Louis Roger W Makepeace (born 2 April 2000) is a British internet personality with achondroplasia. Makepeace first gained attention in 2018 at the age of 18 when he hit national headlines after being refused a place on a cooking course at the Heart of Worcestershire College due to his height.

==Life==
===Early years===
Makepeace was born on 2 April 2000 and has achondroplasia, a type of dwarfism affecting his limbs. He is 3 ft 10 in (1.17 m) in height.

==="Health and safety risk" due to height===
Makepeace gained national attention in 2018 after sharing that the Heart of Worcestershire College had refused him a place on a cooking course due to his condition and had claimed that he was a "health and safety hazard" and that he would cause "disruption" to the other fourteen students undertaking the course. Makepeace's mother, Pauline, reported that the college had told Louis that there was "no point in him doing the course as he would never be allowed to work in a commercial kitchen" due to his short stature.

Makepeace had branded the incident involving him and the college as "highly humiliating", saying that the rejection from the college had highlighted his differences amongst his peers and had "embarrassed" him for being short, along with making him question his future aspirations to become a chef. He claimed the college had told him that he would pose a risk to the other students in case he "got under their feet" and "in their way" which Makepeace described as "really humiliating".

After the controversy Makepeace claimed that his confidence was badly damaged. He felt that people "just stared and laughed" at him. He also noted that some people treated him as they would a small child, disparaging him by doing things like pushing in front of him in queues. Makepeace stated that all he wanted was to be able to "do normal stuff" without being laughed at because of his height.

In response, the college rejected the claims made by Makepeace and his mother Pauline and claimed that they had not discriminated against Makepeace because of his short stature. A spokesperson for the college said that Makepeace, after discussing the incident, had declined the college's new acceptance offer and had expressed that he no longer wished to study there.

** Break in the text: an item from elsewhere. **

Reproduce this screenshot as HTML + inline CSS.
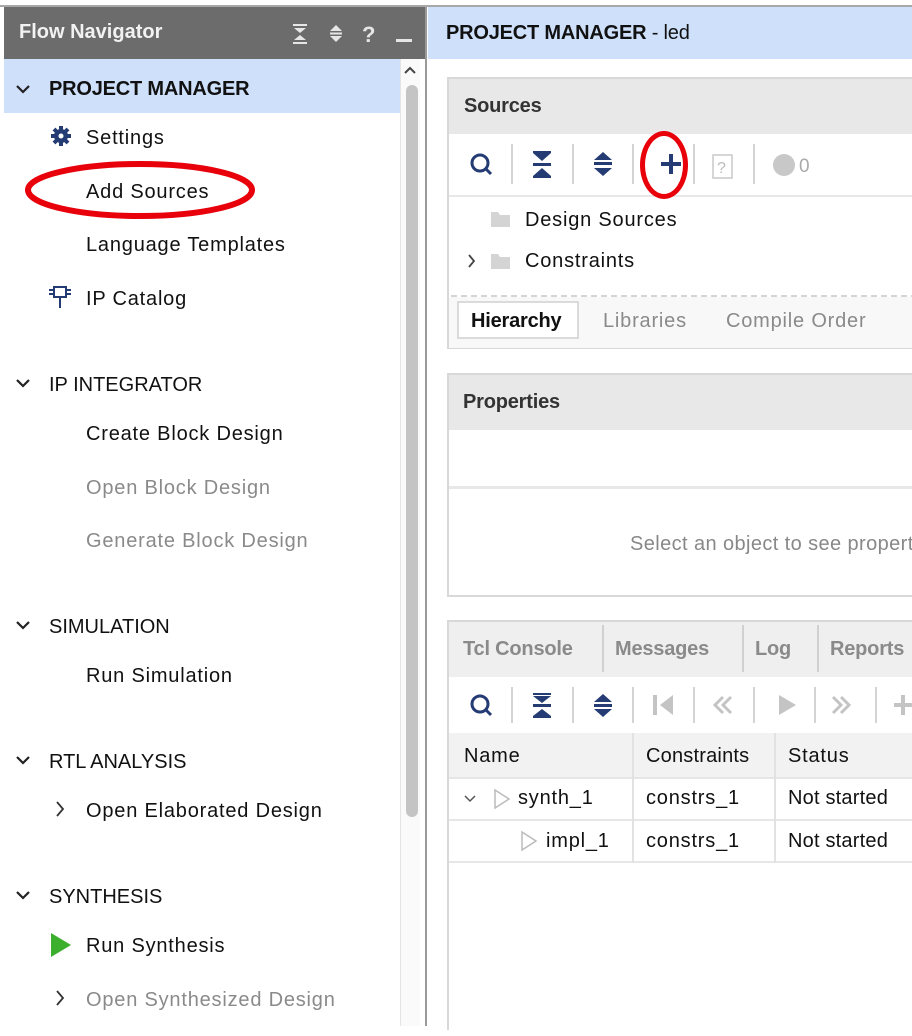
<!DOCTYPE html>
<html><head><style>
*{margin:0;padding:0;box-sizing:border-box}
body{width:912px;height:1036px;background:#fff;position:relative;overflow:hidden;font-family:"Liberation Sans",sans-serif;color:#111}
.a{position:absolute;white-space:nowrap}
.t{font-size:20px;letter-spacing:0.8px}
.b{font-weight:bold;letter-spacing:-0.2px}
.g{color:#8a8a8a}
</style></head><body>
<div class="a" style="left:0;top:5px;width:912px;height:2px;background:#a8a8a8"></div>
<div class="a" style="left:4px;top:7px;width:423px;height:52px;background:#6c6c6c"></div>
<div class="a" style="left:19px;top:21px;font-size:20px;font-weight:bold;color:#f2f2f2">Flow Navigator</div>
<svg class="a" style="left:290px;top:22px" width="130" height="24">
<g fill="#e6e6e6"><rect x="3" y="2" width="14" height="2"/><polygon points="4,6 16,6 10,11"/><polygon points="4,18 16,18 10,13"/><rect x="3" y="20" width="14" height="2"/>
<polygon points="46,3 52,9 40,9"/><rect x="40" y="10.5" width="12" height="2"/><polygon points="46,20 52,14 40,14"/></g>
<text x="72" y="20" font-size="22" font-weight="bold" fill="#e6e6e6" font-family="Liberation Sans">?</text>
<rect x="106" y="17" width="16" height="3" fill="#e6e6e6"/></svg>
<div class="a" style="left:4px;top:59px;width:396px;height:54px;background:#cfe0fb"></div>
<div class="a" style="left:400px;top:59px;width:20px;height:970px;background:#fafafa;border-left:1px solid #e4e4e4"></div>
<div class="a" style="left:406px;top:85px;width:12px;height:732px;border-radius:6px;background:#c4c4c4"></div>
<svg class="a" style="left:402px;top:64px" width="16" height="12"><polyline points="3,9 8,4 13,9" fill="none" stroke="#444" stroke-width="2"/></svg>
<div class="a" style="left:425px;top:7px;width:2px;height:1022px;background:#9a9a9a"></div>
<svg class="a" style="left:0;top:0" width="400" height="1036">
<g fill="none" stroke="#222" stroke-width="2.2">
<polyline points="17,86 23,92 29,86"/><polyline points="17,380 23,386 29,380"/><polyline points="17,622 23,628 29,622"/><polyline points="17,757 23,763 29,757"/><polyline points="17,892 23,898 29,892"/>
</g>
<g fill="none" stroke="#333" stroke-width="1.8"><polyline points="57,802 63,809 57,816"/><polyline points="57,991 63,998 57,1005"/></g>
<polygon points="51,933 71,945 51,957" fill="#3cb02e"/>
<g fill="#243c73"><circle cx="61" cy="136" r="7"/><g stroke="#243c73" stroke-width="4"><line x1="61" y1="126" x2="61" y2="146"/><line x1="51" y1="136" x2="71" y2="136"/><line x1="54" y1="129" x2="68" y2="143"/><line x1="68" y1="129" x2="54" y2="143"/></g><circle cx="61" cy="136" r="2.5" fill="#fff"/></g>
<g fill="none" stroke="#243c73" stroke-width="2"><rect x="54" y="287" width="12" height="10"/><line x1="60" y1="297" x2="60" y2="308"/><line x1="49" y1="290" x2="54" y2="290"/><line x1="49" y1="294" x2="54" y2="294"/><line x1="66" y1="290" x2="71" y2="290"/><line x1="66" y1="294" x2="71" y2="294"/></g>
<ellipse cx="140" cy="190" rx="112" ry="26" fill="none" stroke="#e8000b" stroke-width="6"/>
</svg>
<div class="a t b" style="left:49px;top:78px">PROJECT MANAGER</div>
<div class="a t" style="left:86px;top:127px">Settings</div>
<div class="a t" style="left:86px;top:181px">Add Sources</div>
<div class="a t" style="left:86px;top:234px">Language Templates</div>
<div class="a t" style="left:86px;top:288px">IP Catalog</div>
<div class="a t" style="left:49px;top:374px;letter-spacing:0">IP INTEGRATOR</div>
<div class="a t" style="left:86px;top:423px">Create Block Design</div>
<div class="a t g" style="left:86px;top:477px">Open Block Design</div>
<div class="a t g" style="left:86px;top:530px">Generate Block Design</div>
<div class="a t" style="left:49px;top:616px;letter-spacing:0">SIMULATION</div>
<div class="a t" style="left:86px;top:665px">Run Simulation</div>
<div class="a t" style="left:49px;top:751px;letter-spacing:0">RTL ANALYSIS</div>
<div class="a t" style="left:86px;top:800px">Open Elaborated Design</div>
<div class="a t" style="left:49px;top:886px;letter-spacing:0">SYNTHESIS</div>
<div class="a t" style="left:86px;top:935px">Run Synthesis</div>
<div class="a t g" style="left:86px;top:989px">Open Synthesized Design</div>
<div class="a" style="left:0;top:1026px;width:430px;height:10px;background:#fff"></div>

<div class="a" style="left:428px;top:7px;width:484px;height:52px;background:#cfe0fb"></div>
<div class="a t b" style="left:446px;top:22px">PROJECT MANAGER <span style="font-weight:normal">- led</span></div>

<div class="a" style="left:447px;top:77px;width:470px;height:272px;border:2px solid #d8d8d8;background:#fff"></div>
<div class="a" style="left:449px;top:79px;width:463px;height:55px;background:#e8e8e8"></div>
<div class="a t b" style="left:464px;top:95px;color:#333">Sources</div>
<div class="a" style="left:449px;top:195px;width:463px;height:2px;background:#e8e8e8"></div>
<svg class="a" style="left:449px;top:134px" width="463" height="214">
<g stroke="#d4d4d4" stroke-width="2"><line x1="63" y1="10" x2="63" y2="50"/><line x1="124" y1="10" x2="124" y2="50"/><line x1="184" y1="10" x2="184" y2="50"/><line x1="245" y1="10" x2="245" y2="50"/><line x1="305" y1="10" x2="305" y2="50"/></g>
<g fill="none" stroke="#243c73" stroke-width="3"><circle cx="31" cy="29" r="8"/><line x1="37" y1="35" x2="42" y2="40"/></g>
<g fill="#243c73"><polygon points="84,19 102,19 93,27"/><rect x="84" y="29" width="18" height="3"/><polygon points="84,42 102,42 93,34"/><rect x="84" y="17" width="18" height="2"/><rect x="84" y="42" width="18" height="2"/>
<polygon points="154,18 163,26 145,26"/><rect x="145" y="28" width="18" height="3"/><polygon points="154,42 163,34 145,34"/>
<rect x="212" y="28" width="20" height="4"/><rect x="220" y="20" width="4" height="20"/></g>
<rect x="264" y="21" width="19" height="23" fill="none" stroke="#c8c8c8" stroke-width="1.5"/>
<text x="268" y="39" font-size="16" fill="#bbb" font-family="Liberation Sans">?</text>
<circle cx="335" cy="31" r="11" fill="#c8c8c8"/><text x="350" y="38" font-size="19" fill="#aaa" font-family="Liberation Sans">0</text>
<polyline points="20,121 25,127 20,133" fill="none" stroke="#444" stroke-width="1.8"/>
<g fill="#d4d4d4"><path d="M42,78 h7 l2,3 h10 v12 h-19z"/><path d="M42,120 h7 l2,3 h10 v12 h-19z"/></g>
<line x1="2" y1="162" x2="463" y2="162" stroke="#aaa" stroke-dasharray="6,4"/>
<rect x="0" y="163" width="463" height="51" fill="#f8f8f8"/>
<rect x="9" y="168" width="120" height="36" fill="#fff" stroke="#d0d0d0" stroke-width="1.5"/>
</svg>
<div class="a" style="left:640px;top:131px;width:48px;height:68px;border:5px solid #e8000b;border-radius:50%"></div>
<div class="a t" style="left:525px;top:209px">Design Sources</div>
<div class="a t" style="left:525px;top:250px">Constraints</div>
<div class="a t b" style="left:471px;top:310px">Hierarchy</div>
<div class="a t g" style="left:603px;top:310px">Libraries</div>
<div class="a t g" style="left:726px;top:310px">Compile Order</div>

<div class="a" style="left:447px;top:373px;width:470px;height:224px;border:2px solid #d8d8d8;background:#fff"></div>
<div class="a" style="left:449px;top:375px;width:463px;height:55px;background:#e8e8e8"></div>
<div class="a t b" style="left:463px;top:391px;color:#333">Properties</div>
<div class="a" style="left:449px;top:486px;width:463px;height:3px;background:#e8e8e8"></div>
<div class="a t" style="left:630px;top:533px;color:#888;letter-spacing:0.4px">Select an object to see properties</div>

<div class="a" style="left:447px;top:620px;width:470px;height:410px;border-left:2px solid #d8d8d8;border-top:2px solid #d8d8d8;background:#fff"></div>
<div class="a" style="left:449px;top:622px;width:463px;height:55px;background:#efefef"></div>
<div class="a" style="left:602px;top:625px;width:2px;height:47px;background:#d0d0d0"></div>
<div class="a" style="left:742px;top:625px;width:2px;height:47px;background:#d0d0d0"></div>
<div class="a" style="left:817px;top:625px;width:2px;height:47px;background:#d0d0d0"></div>
<div class="a t b" style="left:463px;top:638px;color:#8a8a8a">Tcl Console</div>
<div class="a t b" style="left:615px;top:638px;color:#8a8a8a">Messages</div>
<div class="a t b" style="left:755px;top:638px;color:#8a8a8a">Log</div>
<div class="a t b" style="left:830px;top:638px;color:#8a8a8a">Reports</div>
<svg class="a" style="left:449px;top:677px" width="463" height="56">
<g stroke="#d4d4d4" stroke-width="2"><line x1="63" y1="10" x2="63" y2="46"/><line x1="124" y1="10" x2="124" y2="46"/><line x1="184" y1="10" x2="184" y2="46"/><line x1="245" y1="10" x2="245" y2="46"/><line x1="305" y1="10" x2="305" y2="46"/><line x1="366" y1="10" x2="366" y2="46"/><line x1="427" y1="10" x2="427" y2="46"/></g>
<g fill="none" stroke="#243c73" stroke-width="3"><circle cx="31" cy="27" r="8"/><line x1="37" y1="33" x2="42" y2="38"/></g>
<g fill="#243c73"><rect x="84" y="16" width="18" height="2"/><polygon points="84,19 102,19 93,26"/><rect x="84" y="27" width="18" height="3"/><polygon points="84,39 102,39 93,32"/><rect x="84" y="39" width="18" height="2"/>
<polygon points="154,17 163,25 145,25"/><rect x="145" y="27" width="18" height="3"/><polygon points="154,40 163,32 145,32"/></g>
<g fill="#c4c4c4"><rect x="204" y="18" width="4" height="20"/><polygon points="224,18 224,38 211,28"/><polygon points="330,18 330,38 347,28"/><rect x="445" y="26" width="18" height="4"/><rect x="452" y="18" width="4" height="20"/></g>
<g fill="none" stroke="#c4c4c4" stroke-width="3"><polyline points="274,20 266,28 274,36"/><polyline points="282,20 274,28 282,36"/><polyline points="384,20 392,28 384,36"/><polyline points="392,20 400,28 392,36"/></g>
</svg>
<div class="a" style="left:449px;top:733px;width:463px;height:44px;background:#f2f2f2"></div>
<div class="a" style="left:449px;top:777px;width:463px;height:2px;background:#e6e6e6"></div>
<div class="a" style="left:449px;top:819px;width:463px;height:2px;background:#e6e6e6"></div>
<div class="a" style="left:449px;top:861px;width:463px;height:2px;background:#e6e6e6"></div>
<div class="a" style="left:632px;top:733px;width:2px;height:130px;background:#e2e2e2"></div>
<div class="a" style="left:774px;top:733px;width:2px;height:130px;background:#e2e2e2"></div>
<div class="a t" style="left:464px;top:745px">Name</div>
<div class="a t" style="left:646px;top:745px;letter-spacing:0.2px">Constraints</div>
<div class="a t" style="left:788px;top:745px">Status</div>
<svg class="a" style="left:449px;top:780px" width="120" height="80"><polyline points="16,16 21,21 26,16" fill="none" stroke="#555" stroke-width="1.5"/><polygon points="46,10 60,19 46,28" fill="none" stroke="#bbb" stroke-width="1.5"/><polygon points="73,52 87,61 73,70" fill="none" stroke="#bbb" stroke-width="1.5"/></svg>
<div class="a t" style="left:518px;top:787px">synth_1</div>
<div class="a t" style="left:546px;top:830px">impl_1</div>
<div class="a t" style="left:646px;top:787px">constrs_1</div>
<div class="a t" style="left:646px;top:830px">constrs_1</div>
<div class="a t" style="left:788px;top:787px;letter-spacing:0.2px">Not started</div>
<div class="a t" style="left:788px;top:830px;letter-spacing:0.2px">Not started</div>
</body></html>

===Recognition following height controversy===
Following national publication of the controversy between Makepeace and the college due to his height, Makepeace received attention from celebrity chefs such as Gordon Ramsay, who offered Makepeace an apprenticeship. Ramsay said the way that Makepeace had been treated by the college was "disgusting" and that he would "offer him an apprenticeship any day"

===Cookery===
On 13 September 2018 Makepeace began working as a chef in the Michelin star restaurant Pied à Terre, working alongside head chef Asimakis Chaniotis. In 2022 Makepeace appeared in the BBC Three cooking competition Hungry For It.

==Personal life==

Makepeace is 3 ft 10 in tall. In a video posted to his TikTok account in April 2025, Makepeace states that his shoe size is a Junior Size 4. However, a video dating from 2023 shows a new pair of Crocs labelled Junior Size 3. This could be attributed to different brands having different shoe sizes.